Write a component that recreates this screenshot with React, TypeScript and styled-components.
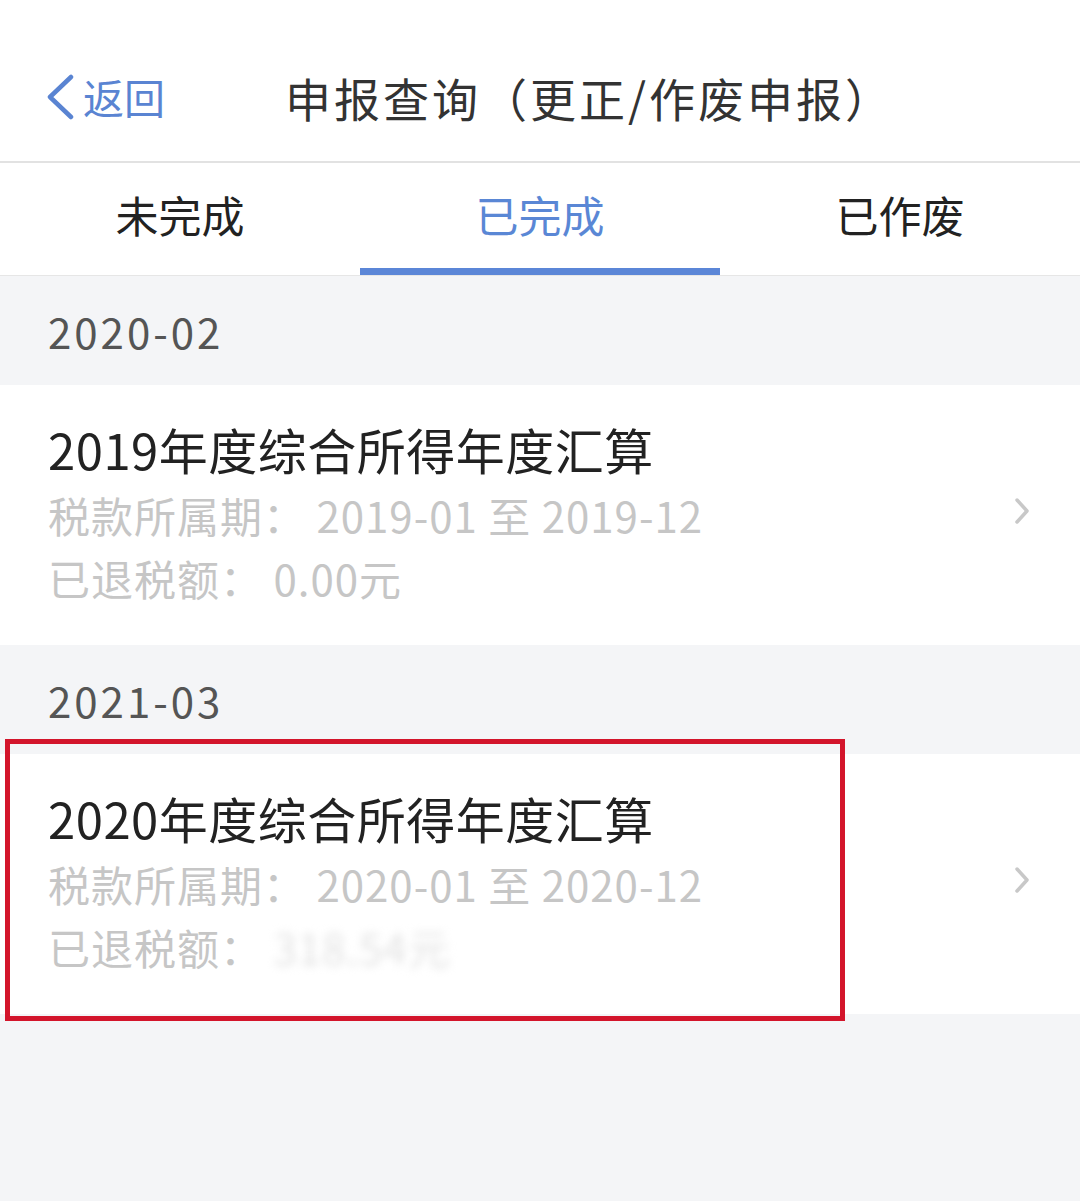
import React, { type ReactElement } from 'react';
import styled, { createGlobalStyle } from 'styled-components';

const GlobalStyle = createGlobalStyle`
  html, body {
    margin: 0;
    padding: 0;
    background: #f4f5f7;
  }
  body {
    font-family: "Noto Sans CJK SC", "Noto Sans", sans-serif;
  }
`;

interface IRecord {
  month: string;
  title: string;
  period: string;
  refund: string;
  blurred?: boolean;
  marked?: boolean;
}

const records: IRecord[] = [
  {
    month: '2020-02',
    title: '2019年度综合所得年度汇算',
    period: '2019-01 至 2019-12',
    refund: '0.00',
  },
  {
    month: '2021-03',
    title: '2020年度综合所得年度汇算',
    period: '2020-01 至 2020-12',
    refund: '318.54',
    blurred: true,
    marked: true,
  },
];

const tabs = ['未完成', '已完成', '已作废'];

const ChevronLeft = (): ReactElement => (
  <svg width="30" height="46" viewBox="0 0 30 46">
    <polyline points="26,3 5,23 26,43" fill="none" stroke="#5a84d2" strokeWidth="4.5" strokeLinecap="round" strokeLinejoin="round" />
  </svg>
);

const ChevronRight = (): ReactElement => (
  <svg width="16" height="28" viewBox="0 0 16 28">
    <polyline points="3,3 13,14 3,25" fill="none" stroke="#c8c8c8" strokeWidth="3.5" strokeLinecap="round" strokeLinejoin="round" />
  </svg>
);

export default function App(): ReactElement {
  return (
    <Page>
      <GlobalStyle />
      <NavBar>
        <BackButton>
          <ChevronLeft />
          <BackText>返回</BackText>
        </BackButton>
        <NavTitle>申报查询（更正/作废申报）</NavTitle>
      </NavBar>
      <TabBar>
        {tabs.map((t, i) => (
          <Tab key={t} $active={i === 1}>
            {t}
          </Tab>
        ))}
      </TabBar>
      {records.map((r) => (
        <Section key={r.month}>
          <MonthHeader>{r.month}</MonthHeader>
          <Item>
            {r.marked && <Marker />}
            <ItemInfo>
              <ItemTitle>{r.title}</ItemTitle>
              <ItemLine>税款所属期：&nbsp;{r.period}</ItemLine>
              <ItemLine>
                已退税额：&nbsp;
                {r.blurred ? <Blurred>{r.refund}元</Blurred> : `${r.refund}元`}
              </ItemLine>
            </ItemInfo>
            <ArrowWrap>
              <ChevronRight />
            </ArrowWrap>
          </Item>
        </Section>
      ))}
    </Page>
  );
}

const Page = styled.div`
  width: 1080px;
  min-height: 1201px;
  background: #f4f5f7;
`;

const NavBar = styled.div`
  height: 163px;
  background: #fff;
  display: flex;
  align-items: center;
  padding-left: 45px;
  column-gap: 120px;
  border-bottom: 2px solid #e2e2e2;
  box-sizing: border-box;
  padding-top: 32px;
`;

const BackButton = styled.div`
  display: flex;
  align-items: center;
  column-gap: 8px;
`;

const BackText = styled.span`
  font-size: 41px;
  color: #5a84d2;
  line-height: 1;
`;

const NavTitle = styled.div`
  font-size: 46px;
  color: #333;
  line-height: 1;
  letter-spacing: 3px;
`;

const TabBar = styled.div`
  display: grid;
  grid-template-columns: repeat(3, 1fr);
  height: 113px;
  background: #fff;
  border-bottom: 1px solid #e6e6e6;
  box-sizing: border-box;
`;

const Tab = styled.div<{ $active?: boolean }>`
  display: flex;
  align-items: center;
  justify-content: center;
  padding-bottom: 4px;
  font-size: 43px;
  color: ${(p) => (p.$active ? '#5a87d5' : '#222')};
  border-bottom: 7px solid ${(p) => (p.$active ? '#5b86d7' : 'transparent')};
`;

const Section = styled.div`
  display: flex;
  flex-direction: column;
`;

const MonthHeader = styled.div`
  height: 109px;
  display: flex;
  align-items: center;
  padding-left: 48px;
  font-size: 42px;
  color: #555;
  letter-spacing: 3px;
`;

const Item = styled.div`
  position: relative;
  height: 260px;
  background: #fff;
  display: flex;
  align-items: center;
  padding: 0 48px;
  box-sizing: border-box;
`;

const Marker = styled.div`
  position: absolute;
  left: 5px;
  top: -15px;
  width: 840px;
  height: 282px;
  border: 5px solid #d3152b;
  box-sizing: border-box;
`;

const ItemInfo = styled.div`
  flex: 1;
  display: flex;
  flex-direction: column;
  padding-bottom: 6px;
`;

const ItemTitle = styled.div`
  font-size: 49px;
  line-height: 68px;
  color: #222;
  letter-spacing: 0.5px;
`;

const ItemLine = styled.div`
  font-size: 42px;
  line-height: 63px;
  color: #c6c6c6;
  letter-spacing: 1px;
`;

const Blurred = styled.span`
  display: inline-block;
  filter: blur(4px);
  color: #e2e2e2;
`;

const ArrowWrap = styled.div`
  display: flex;
  align-items: center;
  margin-right: 2px;
  margin-top: -8px;
`;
------------------------------------------------
### TASK
Without the pictures, write out the whole listing above exactly as it appears.

### SOLUTION TO THIS TASK
Write a component that recreates this screenshot with React, TypeScript and styled-components.
import React, { type ReactElement } from 'react';
import styled, { createGlobalStyle } from 'styled-components';

const GlobalStyle = createGlobalStyle`
  html, body {
    margin: 0;
    padding: 0;
    background: #f4f5f7;
  }
  body {
    font-family: "Noto Sans CJK SC", "Noto Sans", sans-serif;
  }
`;

interface IRecord {
  month: string;
  title: string;
  period: string;
  refund: string;
  blurred?: boolean;
  marked?: boolean;
}

const records: IRecord[] = [
  {
    month: '2020-02',
    title: '2019年度综合所得年度汇算',
    period: '2019-01 至 2019-12',
    refund: '0.00',
  },
  {
    month: '2021-03',
    title: '2020年度综合所得年度汇算',
    period: '2020-01 至 2020-12',
    refund: '318.54',
    blurred: true,
    marked: true,
  },
];

const tabs = ['未完成', '已完成', '已作废'];

const ChevronLeft = (): ReactElement => (
  <svg width="30" height="46" viewBox="0 0 30 46">
    <polyline points="26,3 5,23 26,43" fill="none" stroke="#5a84d2" strokeWidth="4.5" strokeLinecap="round" strokeLinejoin="round" />
  </svg>
);

const ChevronRight = (): ReactElement => (
  <svg width="16" height="28" viewBox="0 0 16 28">
    <polyline points="3,3 13,14 3,25" fill="none" stroke="#c8c8c8" strokeWidth="3.5" strokeLinecap="round" strokeLinejoin="round" />
  </svg>
);

export default function App(): ReactElement {
  return (
    <Page>
      <GlobalStyle />
      <NavBar>
        <BackButton>
          <ChevronLeft />
          <BackText>返回</BackText>
        </BackButton>
        <NavTitle>申报查询（更正/作废申报）</NavTitle>
      </NavBar>
      <TabBar>
        {tabs.map((t, i) => (
          <Tab key={t} $active={i === 1}>
            {t}
          </Tab>
        ))}
      </TabBar>
      {records.map((r) => (
        <Section key={r.month}>
          <MonthHeader>{r.month}</MonthHeader>
          <Item>
            {r.marked && <Marker />}
            <ItemInfo>
              <ItemTitle>{r.title}</ItemTitle>
              <ItemLine>税款所属期：&nbsp;{r.period}</ItemLine>
              <ItemLine>
                已退税额：&nbsp;
                {r.blurred ? <Blurred>{r.refund}元</Blurred> : `${r.refund}元`}
              </ItemLine>
            </ItemInfo>
            <ArrowWrap>
              <ChevronRight />
            </ArrowWrap>
          </Item>
        </Section>
      ))}
    </Page>
  );
}

const Page = styled.div`
  width: 1080px;
  min-height: 1201px;
  background: #f4f5f7;
`;

const NavBar = styled.div`
  height: 163px;
  background: #fff;
  display: flex;
  align-items: center;
  padding-left: 45px;
  column-gap: 120px;
  border-bottom: 2px solid #e2e2e2;
  box-sizing: border-box;
  padding-top: 32px;
`;

const BackButton = styled.div`
  display: flex;
  align-items: center;
  column-gap: 8px;
`;

const BackText = styled.span`
  font-size: 41px;
  color: #5a84d2;
  line-height: 1;
`;

const NavTitle = styled.div`
  font-size: 46px;
  color: #333;
  line-height: 1;
  letter-spacing: 3px;
`;

const TabBar = styled.div`
  display: grid;
  grid-template-columns: repeat(3, 1fr);
  height: 113px;
  background: #fff;
  border-bottom: 1px solid #e6e6e6;
  box-sizing: border-box;
`;

const Tab = styled.div<{ $active?: boolean }>`
  display: flex;
  align-items: center;
  justify-content: center;
  padding-bottom: 4px;
  font-size: 43px;
  color: ${(p) => (p.$active ? '#5a87d5' : '#222')};
  border-bottom: 7px solid ${(p) => (p.$active ? '#5b86d7' : 'transparent')};
`;

const Section = styled.div`
  display: flex;
  flex-direction: column;
`;

const MonthHeader = styled.div`
  height: 109px;
  display: flex;
  align-items: center;
  padding-left: 48px;
  font-size: 42px;
  color: #555;
  letter-spacing: 3px;
`;

const Item = styled.div`
  position: relative;
  height: 260px;
  background: #fff;
  display: flex;
  align-items: center;
  padding: 0 48px;
  box-sizing: border-box;
`;

const Marker = styled.div`
  position: absolute;
  left: 5px;
  top: -15px;
  width: 840px;
  height: 282px;
  border: 5px solid #d3152b;
  box-sizing: border-box;
`;

const ItemInfo = styled.div`
  flex: 1;
  display: flex;
  flex-direction: column;
  padding-bottom: 6px;
`;

const ItemTitle = styled.div`
  font-size: 49px;
  line-height: 68px;
  color: #222;
  letter-spacing: 0.5px;
`;

const ItemLine = styled.div`
  font-size: 42px;
  line-height: 63px;
  color: #c6c6c6;
  letter-spacing: 1px;
`;

const Blurred = styled.span`
  display: inline-block;
  filter: blur(4px);
  color: #e2e2e2;
`;

const ArrowWrap = styled.div`
  display: flex;
  align-items: center;
  margin-right: 2px;
  margin-top: -8px;
`;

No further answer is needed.